I've finally got round to gearing up towards a F&D campaign with two PCs. I'm going to give them a choice of starting frameworks - 1) The Tales of the Jedi era (using the old WEG companion to steer us), or 2) (and my unlikely favourite) as an alternative-canon delegation of two, sent to force a certain settlement between a slimy neimoidian and a terminally blank, painted-faced queen.

I'd love to see where the latter takes us.

Maybe Obi-wan actually trained Luke since infancy on Tatooine ("I've defeated Sith Lords! Surely I can deal with a moisture farmer who won't let me train his adopted son...") and they've set up a small Jedi Academy...and a twist in Act II comes when Luke takes Vader's offer on Bespin....

I had an idea similar to this a while ago - what if circumstances led to Obi-Wan crash-landing with a baby Luke on some outer rim hell-hole other than Tatooine? What if he raised Luke as his own son and then the time (and opportunity) came to send him out into the galaxy? How would that pan out?

For the most part, I create and add new stuff that doesn't necessarily infringe on canon. Luke, Leia, Han, and Chewie have their own story going on, but they are part of a much larger setting. And that setting has a lot more going on in it than just those four people. I want my PCs to have their own, awesome story as well. Some overlap may happen since they share the same setting.

That being said, I will also alter canon if I want or if the players do so. In my Star Wars, for example, the PCs happened to be on Alderaan saving Bail Organa from an assassin shortly before the Deathstar showed up. They managed to get offworld with him before the planet blew up. So I certainly set up the potential canon change, but the players made it happen themselves. They convinced him to hide in the shadows and let everyone believe he is dead, and for the moment the PCs are mixing their own Edge adventures with some of Organa's Age missions while not fully committing themselves to the Rebellion.

Movies as canon, EU I cherry pick, play in the gaps and/or parallel to the main story but not in it.

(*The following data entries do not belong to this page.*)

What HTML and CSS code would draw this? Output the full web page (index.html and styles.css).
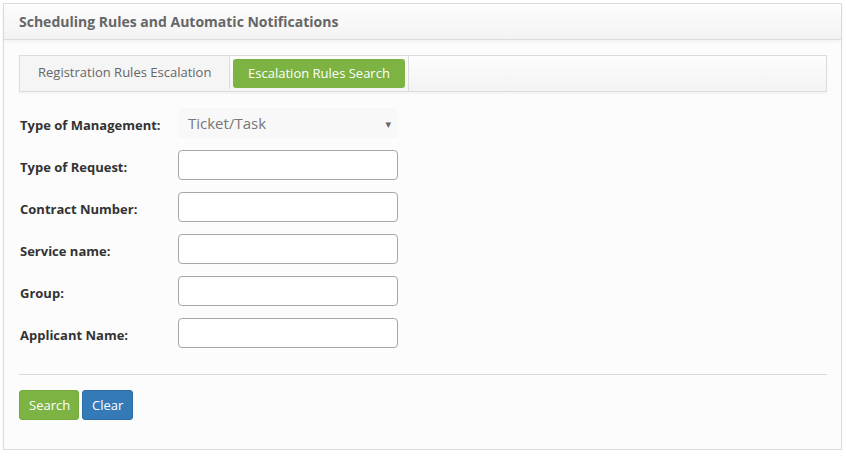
FILE: index.html
```html
<!DOCTYPE html>
<html>
<head>
<meta charset="utf-8">
<title>Scheduling Rules and Automatic Notifications</title>
<link rel="stylesheet" href="styles.css">
</head>
<body>
<div class="panel">
  <div class="panel-head">Scheduling Rules and Automatic Notifications</div>
  <div class="panel-body">
    <div class="tabs">
      <div class="tab">Registration Rules Escalation</div>
      <div class="tab-wrap"><div class="tab-active">Escalation Rules Search</div></div>
    </div>
    <form class="form">
      <div class="row">
        <label class="label">Type of Management:</label>
        <div class="select"><span>Ticket/Task</span><span class="caret">&#9662;</span></div>
      </div>
      <div class="row">
        <label class="label">Type of Request:</label>
        <div class="input"></div>
      </div>
      <div class="row">
        <label class="label">Contract Number:</label>
        <div class="input"></div>
      </div>
      <div class="row">
        <label class="label">Service name:</label>
        <div class="input"></div>
      </div>
      <div class="row">
        <label class="label">Group:</label>
        <div class="input"></div>
      </div>
      <div class="row">
        <label class="label">Applicant Name:</label>
        <div class="input"></div>
      </div>
    </form>
    <div class="divider"></div>
    <div class="actions">
      <button class="btn btn-green" type="button">Search</button>
      <button class="btn btn-blue" type="button">Clear</button>
    </div>
  </div>
</div>
</body>
</html>
```

FILE: styles.css
```css
* { box-sizing: border-box; }
html, body { margin: 0; padding: 0; background: #fff; }
body { font-family: "Open Sans", "DejaVu Sans", sans-serif; font-size: 13px; color: #333; }

.panel {
  margin: 3px 4px 0 3px;
  border: 1px solid #dcdcdc;
  background: #fcfcfc;
  box-shadow: 0 2px 3px rgba(0,0,0,0.06);
}
.panel-head {
  height: 36px;
  border-bottom: 1px solid #dcdcdc;
  background: linear-gradient(#fdfdfd, #f3f3f3);
  padding-left: 15px;
  font-weight: 700;
  font-size: 14px;
  line-height: 35px;
  color: #666;
  box-shadow: 0 2px 3px rgba(0,0,0,0.04);
}
.panel-body {
  padding: 15px 14px 29px 15px;
}
.tabs {
  display: flex;
  align-items: flex-start;
  height: 37px;
  border: 1px solid #dcdcdc;
  background: linear-gradient(#fdfdfd, #f3f3f3);
  box-shadow: 0 2px 2px rgba(0,0,0,0.04);
}
.tab {
  width: 210px;
  height: 33px;
  background: #f5f5f5;
  border-right: 1px solid #dcdcdc;
  color: #666;
  line-height: 33px;
  padding-left: 18px;
  white-space: nowrap;
}
.tab-wrap {
  height: 35px;
  padding: 3px 3px 0 3px;
  border-right: 1px solid #dcdcdc;
}
.tab-active {
  width: 172px;
  height: 29px;
  background: #7cb342;
  border-radius: 3px;
  color: #fff;
  text-align: center;
  line-height: 29px;
  white-space: nowrap;
}

.form {
  margin: 16px 0 0 1px;
  display: flex;
  flex-direction: column;
  gap: 12px;
}
.row {
  display: flex;
  align-items: center;
  height: 30px;
}
.label {
  width: 158px;
  font-weight: 700;
  color: #333;
  padding-top: 3px;
}
.select {
  width: 220px;
  height: 30px;
  background: #f8f8f8;
  border-radius: 4px;
  display: flex;
  align-items: center;
  justify-content: space-between;
  padding: 0 7px 0 10px;
  font-size: 15px;
  color: #777;
}
.caret { font-size: 11px; color: #666; }
.input {
  width: 220px;
  height: 30px;
  background: #fff;
  border: 1px solid #a4a8a8;
  border-radius: 4px;
}
.divider {
  margin-top: 26px;
  height: 1px;
  background: #d8d8d8;
}
.actions {
  margin-top: 15px;
  display: flex;
  gap: 3px;
}
.btn {
  height: 30px;
  border: 1px solid transparent;
  border-radius: 3px;
  font-family: "Open Sans", "DejaVu Sans", sans-serif;
  font-size: 13px;
  color: #fff;
  padding: 0 9px;
  cursor: pointer;
}
.btn-green { background: #7cb342; border-color: #74ab3c; width: 60px; }
.btn-blue { background: #337ab7; border-color: #2e6da4; width: 51px; }
```
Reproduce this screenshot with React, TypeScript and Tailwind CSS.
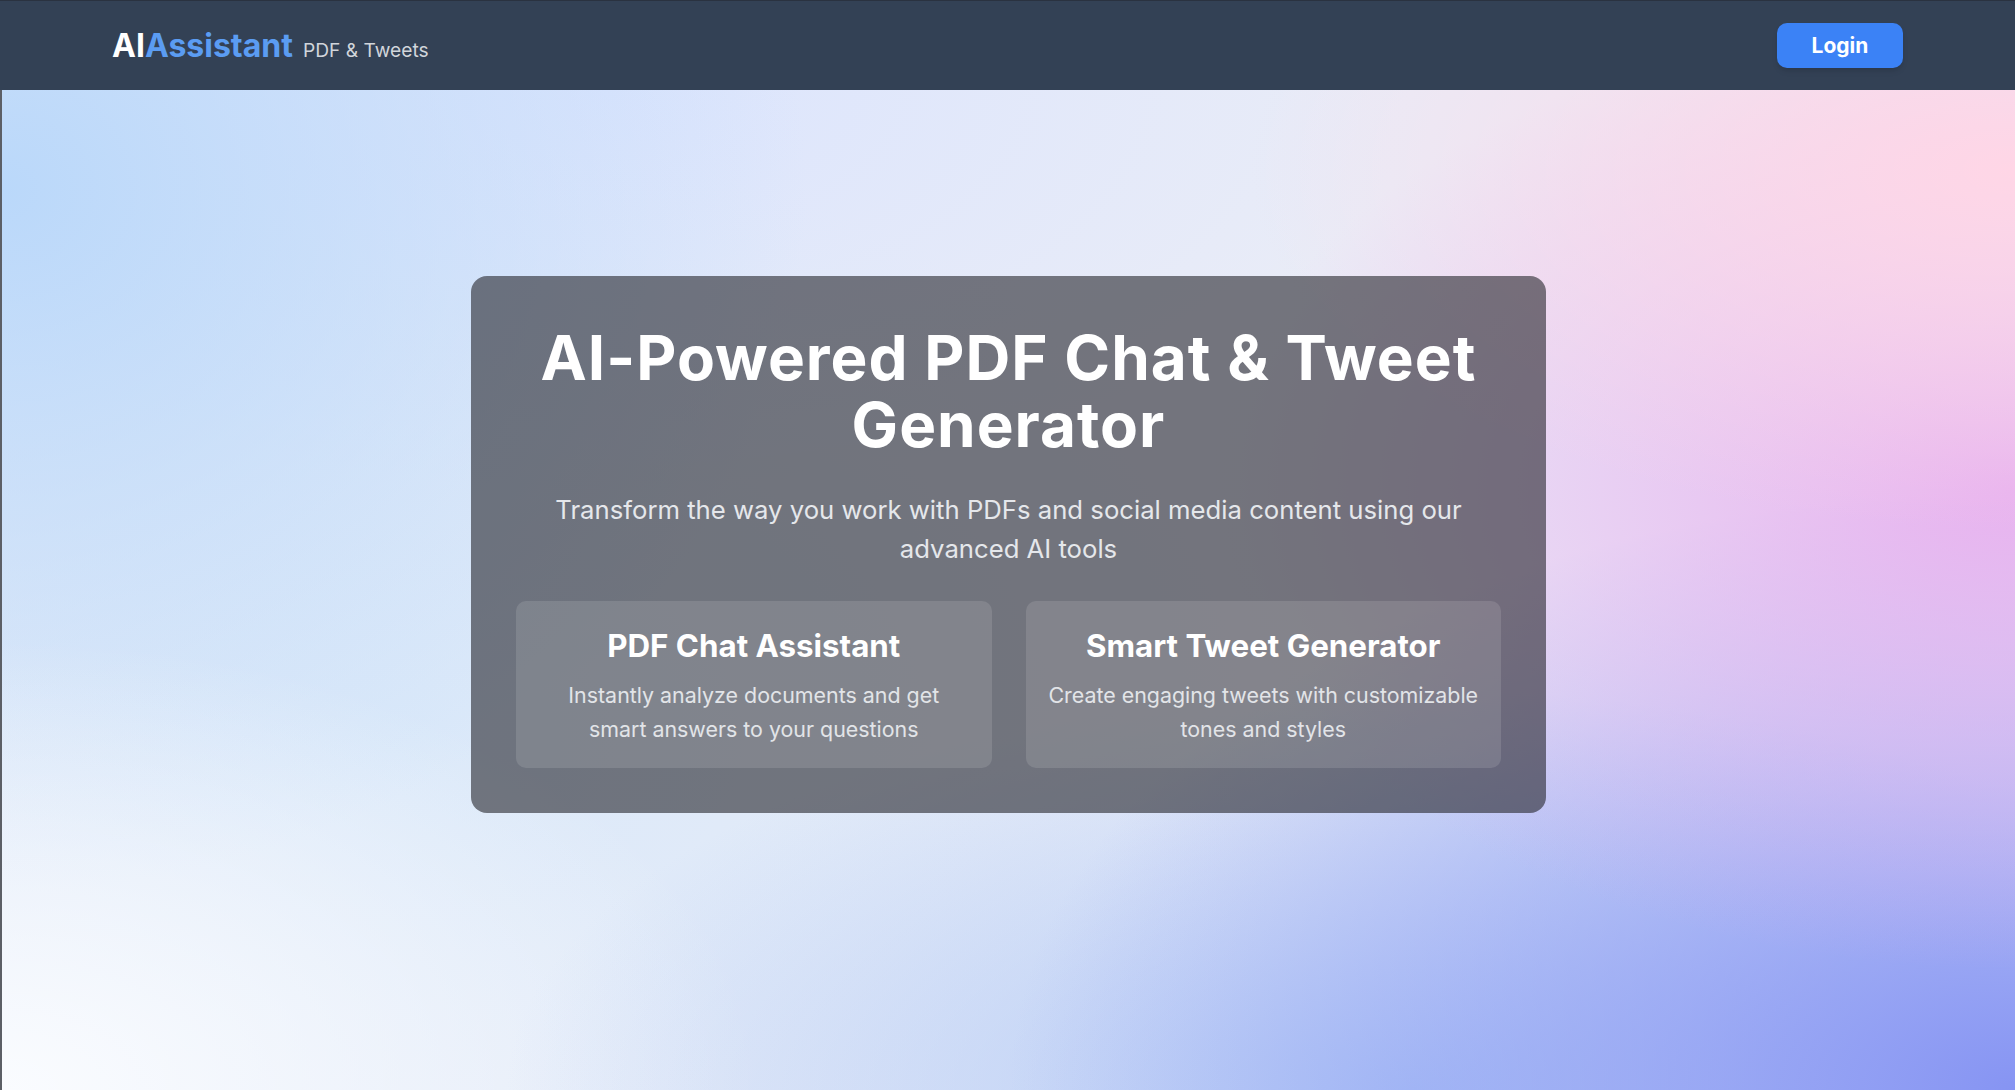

My PCs have met canon characters. Movie ones only fleetingly to avoid any issues. EU characters that I've chosen to exist the PCs have brushed shoulders with much more (A pre-Yavin Mara Jade was involved in a few sessions once before she moved on). My PCs have also done things that touch up to the main story such as rescue the first X-wing prototypes for the Alliance, locate the ruins of Yavin, discover that a new Super Star Destroyer is being built, etc. But, never anything directly changing movie canon, just filling in the details. For example, finding the Death Star plans was once fair game. With Rogue One, it's now probably going to be untouchable.

Edited by Sturn

I think, whether you use the canon events as an epic backdrop to your campaign or a fluid mess that the PCs can rearrange, whether you use canon NPCs as brief encounters or integral parts, the key thing is that the players feel their actions matter and they have a story of their own to tell.

Though I like to stick to Canon, I've recently found myself wanting to "rewrite Canon for more exciting narrative purposes".

My Force Sensitive is going to begin without a lightsaber. To find the Kyber Crystal I was going to have him go to Dantooine to find a "Dantari Crystal".

From the description: "Discovered within the eggs of the kinrath - giant, venomous, cave dwelling arachnids......."

Immediately my imagination pictured my character moving through a dark, damp cave littered with webs to find the nest of a big ugly spider. Unfortunately, a Wookieepedia search uncovered a stupid-looking four-legged thing with a description more like ants than spiders. So stuff it! I'm going to enter the lair of a giant venomous spider to take a crystal from her nest.

Minor change from Canon, and nothing that effects the galactic scheme of things.

Edited by Xander Krane

In mine some padawan walks into the Jedi Council meeting to deliver a message and then asks "Why is a Dark Lord of the Sith standing here?" There is a brief "wha?" and then a flash of green, purple and blue light and the future Emperor is no more.

Can't stand canon. Our game is our game. Borrow what you want. Discard what you don't. The players are the stars.